You don't have to use a broker, but it often helps. Brokers can access deals not available direct, and they handle the paperwork. Fees vary — some are free (paid by the lender), others charge £300–£800. For complex situations, brokers often save more than they cost.

Your lender might offer you a "retention deal" before you start looking. These can be competitive but aren't always. Always compare against the wider market before accepting.

Overpaying before remortgaging can pay off. If you've got savings sitting in cash earning less than your new mortgage rate, using some of it to reduce the balance — and potentially drop into a lower LTV tier — is worth modelling. Most fixed deals allow 10% annual overpayments penalty-free.

Mortgage deals "complete" rather than start instantly. If you accept a new deal 4 months before your existing fix ends, the new deal usually completes when the old one finishes — not immediately. You don't pay both for a transition period.

The bottom line

When your fixed-rate mortgage ends, doing nothing usually costs thousands. The standard variable rate exists primarily as a default for borrowers who haven't shopped around, and it's almost always meaningfully more expensive than what's available with a few hours of effort.

Start looking six months before your fix ends. Compare both your existing lender's product transfers and a couple of options from the wider market. Factor in fees, not just rates. And lock in a deal early — you can usually switch to a better rate if one appears later, but you can't easily fix the SVR cliff edge once you've fallen off it.
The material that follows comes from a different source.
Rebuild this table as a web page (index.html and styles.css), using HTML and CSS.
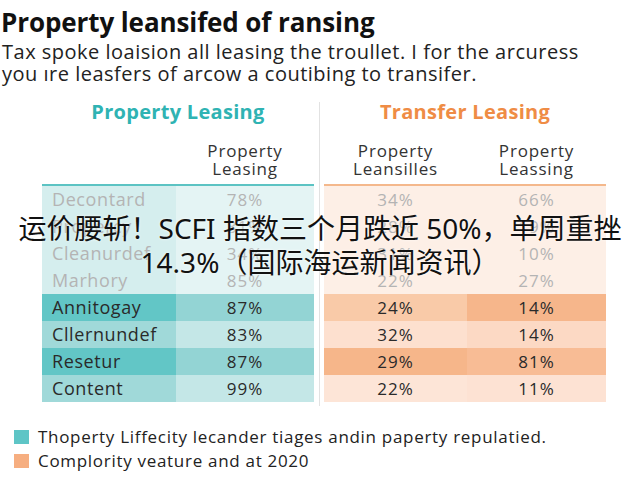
FILE: index.html
```html
<!DOCTYPE html>
<html>
<head>
<meta charset="utf-8">
<link rel="stylesheet" href="styles.css">
</head>
<body>
<div class="page">
  <h1 class="title">Property leansifed of ransing</h1>
  <p class="intro">Tax spoke loaision all leasing the troullet. I for the arcuress<br>you ıre leasfers of arcow a coutibing to transifer.</p>

  <div class="tables">
    <section class="panel teal">
      <div class="panel-title">Property Leasing</div>
      <div class="grid">
        <div class="head"></div>
        <div class="head">Property<br>Leasing</div>

        <div class="c a faded name">Decontard</div><div class="c b faded">78%</div>
        <div class="c a faded name">Propercy</div><div class="c b faded">81%</div>
        <div class="c a faded name">Cleanurdef</div><div class="c b faded">34%</div>
        <div class="c a faded name">Marhory</div><div class="c b faded">85%</div>

        <div class="c a dark name">Annitogay</div><div class="c b dark">87%</div>
        <div class="c a light name">Cllernundef</div><div class="c b light">83%</div>
        <div class="c a dark name">Resetur</div><div class="c b dark">87%</div>
        <div class="c a light name">Content</div><div class="c b light">99%</div>
      </div>
    </section>
    <div class="divider"></div>
    <section class="panel orange">
      <div class="panel-title">Transfer Leasing</div>
      <div class="grid">
        <div class="head">Property<br>Leansilles</div>
        <div class="head">Property<br>Leassing</div>

        <div class="c faded">34%</div><div class="c faded">66%</div>
        <div class="c faded">28%</div><div class="c faded">19%</div>
        <div class="c faded">31%</div><div class="c faded">10%</div>
        <div class="c faded">22%</div><div class="c faded">27%</div>

        <div class="c r1a">24%</div><div class="c r1b">14%</div>
        <div class="c r2a">32%</div><div class="c r2b">14%</div>
        <div class="c r3a">29%</div><div class="c r3b">81%</div>
        <div class="c r4a">22%</div><div class="c r4b">11%</div>
      </div>
    </section>
  </div>

  <ul class="legend">
    <li><span class="sw sw-teal"></span>Thoperty Liffecity lecander tiages andin paperty repulatied.</li>
    <li><span class="sw sw-orange"></span>Complority veature and at 2020</li>
  </ul>

  <div class="caption">运价腰斩！SCFI 指数三个月跌近 50%，单周重挫<br>14.3%（国际海运新闻资讯）</div>
</div>
</body>
</html>
```

FILE: styles.css
```css
html, body {
  margin: 0;
  padding: 0;
  background: #fff;
}
.page {
  position: relative;
  width: 640px;
  height: 480px;
  overflow: hidden;
  font-family: "Open Sans", "Noto Sans", sans-serif;
  color: #1e1e1e;
}
.title {
  margin: 0;
  padding: 6px 0 0 1px;
  font-size: 26px;
  line-height: 32px;
  font-weight: 700;
  color: #111;
  letter-spacing: -0.1px;
}
.intro {
  margin: 3px 0 0;
  padding-left: 2px;
  font-size: 20px;
  line-height: 22px;
  color: #222;
  letter-spacing: 0.5px;
}
.tables {
  display: flex;
  margin-top: 11px;
  padding-left: 42px;
}
.panel {
  display: flex;
  flex-direction: column;
}
.teal { width: 272px; }
.orange { width: 282px; }
.divider {
  width: 1px;
  background: #e2e2e2;
  margin: 6px 4px 0 5px;
  height: 304px;
}
.panel-title {
  height: 32px;
  line-height: 32px;
  text-align: center;
  font-size: 20px;
  font-weight: 700;
  letter-spacing: 0.3px;
}
.teal .panel-title { color: #2fb3b3; }
.orange .panel-title { color: #ef8c45; }
.grid {
  display: grid;
}
.teal .grid { grid-template-columns: 134px 138px; }
.orange .grid { grid-template-columns: 143px 139px; }
.head {
  padding: 14px 0 4px;
  height: 38px;
  text-align: center;
  font-size: 17px;
  line-height: 18px;
  color: #333;
  letter-spacing: 0.8px;
}
.teal .head { border-bottom: 2px solid #5cc3c3; }
.orange .head { border-bottom: 2px solid #f4b88c; }
.c {
  height: 27px;
  line-height: 27px;
  text-align: center;
  font-size: 17px;
  color: #2a2a2a;
  letter-spacing: 1px;
}
.c.name {
  text-align: left;
  padding-left: 10px;
  font-size: 18px;
  letter-spacing: 0.6px;
}
.c.faded { color: #b4b4b4; }
.teal .a.faded { background: #d5eeee; }
.teal .b.faded { background: #e4f4f4; }
.teal .a.dark { background: #62c6c6; }
.teal .b.dark { background: #93d4d4; }
.teal .a.light { background: #a0d9d9; }
.teal .b.light { background: #c4e7e7; }
.orange .c.faded { background: #fdefe6; }
.r1a { background: #f9caa8; }
.r1b { background: #f6b68b; }
.r2a { background: #fde0cf; }
.r2b { background: #fcd9c4; }
.r3a { background: #f6b68a; }
.r3b { background: #f8bc95; }
.r4a { background: #fde5d7; }
.r4b { background: #fde2d3; }
.legend {
  list-style: none;
  margin: 19px 0 0;
  padding: 0 0 0 14px;
}
.legend li {
  display: flex;
  align-items: center;
  height: 24px;
  line-height: 24px;
  font-size: 17px;
  color: #222;
  letter-spacing: 0.7px;
}
.sw {
  width: 15px;
  height: 14px;
  margin-right: 9px;
}
.sw-teal { background: #5ec5c6; }
.sw-orange { background: #f6ae80; }
.caption {
  position: absolute;
  top: 211px;
  left: 0;
  width: 640px;
  text-align: center;
  font-family: "Noto Sans", "Noto Sans CJK SC", sans-serif;
  font-size: 28px;
  line-height: 34px;
  color: #111;
  text-shadow: 0 0 3px rgba(255,255,255,0.8);
}
```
Run your specific scenario through the mortgage overpayment calculator to see exactly what staying on the SVR would cost versus a competitive remortgage. The numbers usually make the decision obvious.

This article is for general information only and isn't personal financial advice. Mortgage rates and rules change frequently — figures used are for illustration only. Your home may be repossessed if you do not keep up repayments on a mortgage.